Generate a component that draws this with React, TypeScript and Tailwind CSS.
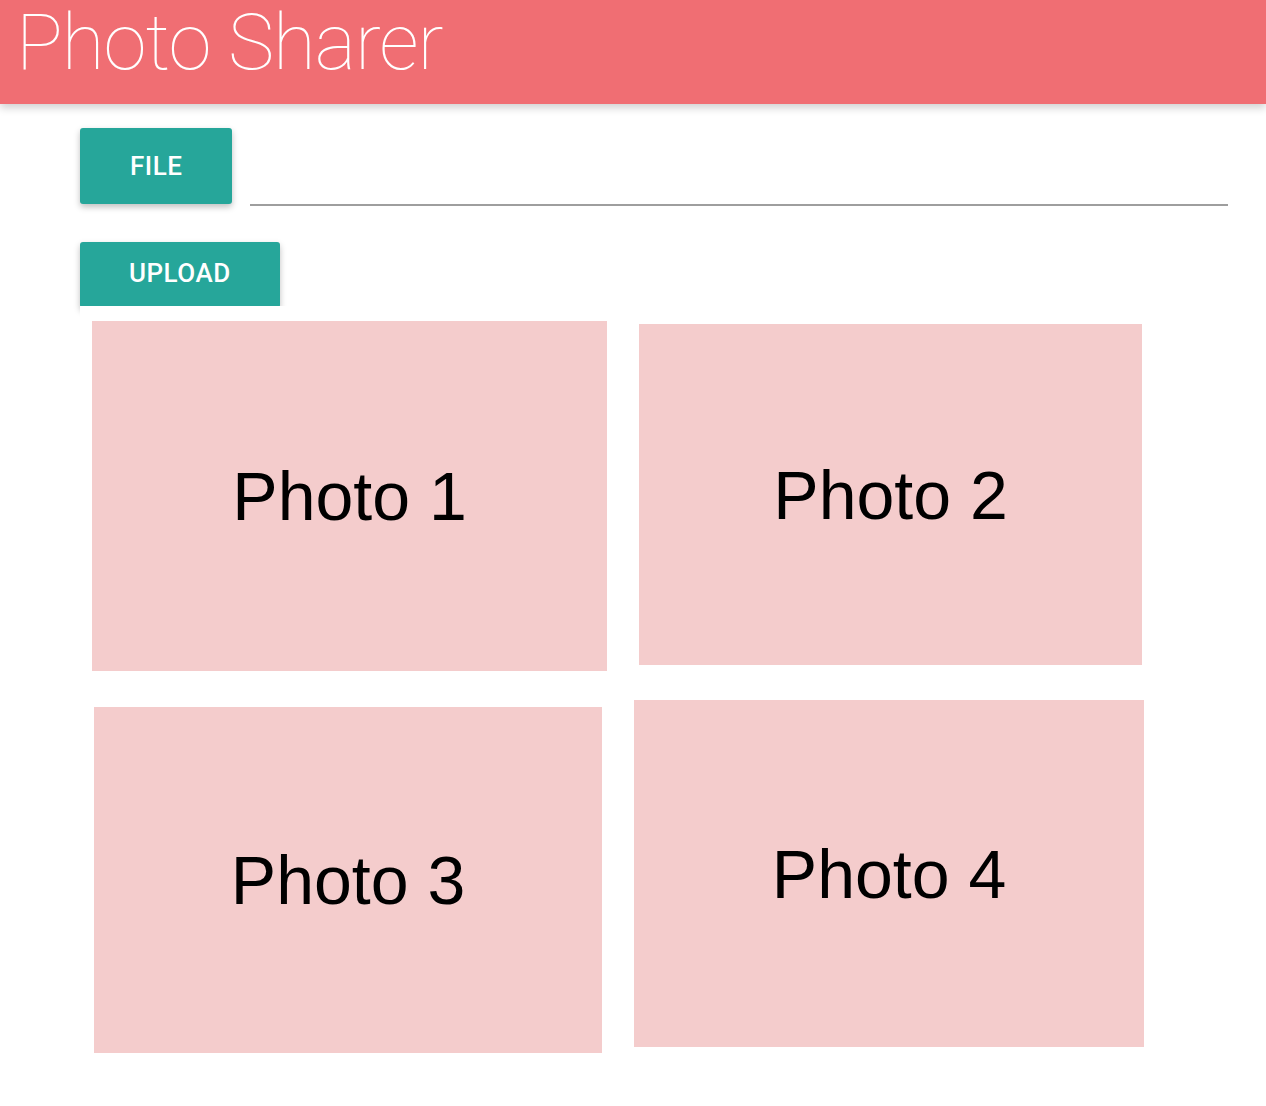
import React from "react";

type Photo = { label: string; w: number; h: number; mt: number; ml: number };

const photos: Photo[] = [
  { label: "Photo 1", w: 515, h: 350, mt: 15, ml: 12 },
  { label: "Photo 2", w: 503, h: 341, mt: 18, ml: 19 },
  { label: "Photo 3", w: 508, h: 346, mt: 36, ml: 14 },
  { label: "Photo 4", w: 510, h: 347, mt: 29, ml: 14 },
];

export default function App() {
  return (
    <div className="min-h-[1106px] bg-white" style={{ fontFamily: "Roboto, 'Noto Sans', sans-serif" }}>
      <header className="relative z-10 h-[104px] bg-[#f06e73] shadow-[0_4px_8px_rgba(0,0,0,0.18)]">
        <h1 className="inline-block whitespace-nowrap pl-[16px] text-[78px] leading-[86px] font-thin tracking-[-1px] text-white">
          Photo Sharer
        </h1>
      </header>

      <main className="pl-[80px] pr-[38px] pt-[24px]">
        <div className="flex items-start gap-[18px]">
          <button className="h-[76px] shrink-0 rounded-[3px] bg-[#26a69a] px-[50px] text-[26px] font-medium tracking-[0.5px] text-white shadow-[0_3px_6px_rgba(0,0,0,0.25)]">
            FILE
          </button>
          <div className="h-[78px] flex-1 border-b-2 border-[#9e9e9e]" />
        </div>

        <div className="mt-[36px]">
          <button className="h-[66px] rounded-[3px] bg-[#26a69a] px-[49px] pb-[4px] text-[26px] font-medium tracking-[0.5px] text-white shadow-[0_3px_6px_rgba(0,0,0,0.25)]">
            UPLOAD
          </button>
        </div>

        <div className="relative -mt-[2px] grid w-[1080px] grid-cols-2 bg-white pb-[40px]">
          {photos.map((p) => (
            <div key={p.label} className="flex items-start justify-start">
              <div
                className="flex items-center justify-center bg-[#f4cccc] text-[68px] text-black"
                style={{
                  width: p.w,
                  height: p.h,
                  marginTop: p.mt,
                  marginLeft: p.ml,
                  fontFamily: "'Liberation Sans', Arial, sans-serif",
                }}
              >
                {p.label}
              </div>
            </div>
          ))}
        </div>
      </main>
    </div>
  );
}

----------------

[Objective]: Without including any pictures, reproduce the listing exactly.

[Exercise result]:
Generate a component that draws this with React, TypeScript and Tailwind CSS.
import React from "react";

type Photo = { label: string; w: number; h: number; mt: number; ml: number };

const photos: Photo[] = [
  { label: "Photo 1", w: 515, h: 350, mt: 15, ml: 12 },
  { label: "Photo 2", w: 503, h: 341, mt: 18, ml: 19 },
  { label: "Photo 3", w: 508, h: 346, mt: 36, ml: 14 },
  { label: "Photo 4", w: 510, h: 347, mt: 29, ml: 14 },
];

export default function App() {
  return (
    <div className="min-h-[1106px] bg-white" style={{ fontFamily: "Roboto, 'Noto Sans', sans-serif" }}>
      <header className="relative z-10 h-[104px] bg-[#f06e73] shadow-[0_4px_8px_rgba(0,0,0,0.18)]">
        <h1 className="inline-block whitespace-nowrap pl-[16px] text-[78px] leading-[86px] font-thin tracking-[-1px] text-white">
          Photo Sharer
        </h1>
      </header>

      <main className="pl-[80px] pr-[38px] pt-[24px]">
        <div className="flex items-start gap-[18px]">
          <button className="h-[76px] shrink-0 rounded-[3px] bg-[#26a69a] px-[50px] text-[26px] font-medium tracking-[0.5px] text-white shadow-[0_3px_6px_rgba(0,0,0,0.25)]">
            FILE
          </button>
          <div className="h-[78px] flex-1 border-b-2 border-[#9e9e9e]" />
        </div>

        <div className="mt-[36px]">
          <button className="h-[66px] rounded-[3px] bg-[#26a69a] px-[49px] pb-[4px] text-[26px] font-medium tracking-[0.5px] text-white shadow-[0_3px_6px_rgba(0,0,0,0.25)]">
            UPLOAD
          </button>
        </div>

        <div className="relative -mt-[2px] grid w-[1080px] grid-cols-2 bg-white pb-[40px]">
          {photos.map((p) => (
            <div key={p.label} className="flex items-start justify-start">
              <div
                className="flex items-center justify-center bg-[#f4cccc] text-[68px] text-black"
                style={{
                  width: p.w,
                  height: p.h,
                  marginTop: p.mt,
                  marginLeft: p.ml,
                  fontFamily: "'Liberation Sans', Arial, sans-serif",
                }}
              >
                {p.label}
              </div>
            </div>
          ))}
        </div>
      </main>
    </div>
  );
}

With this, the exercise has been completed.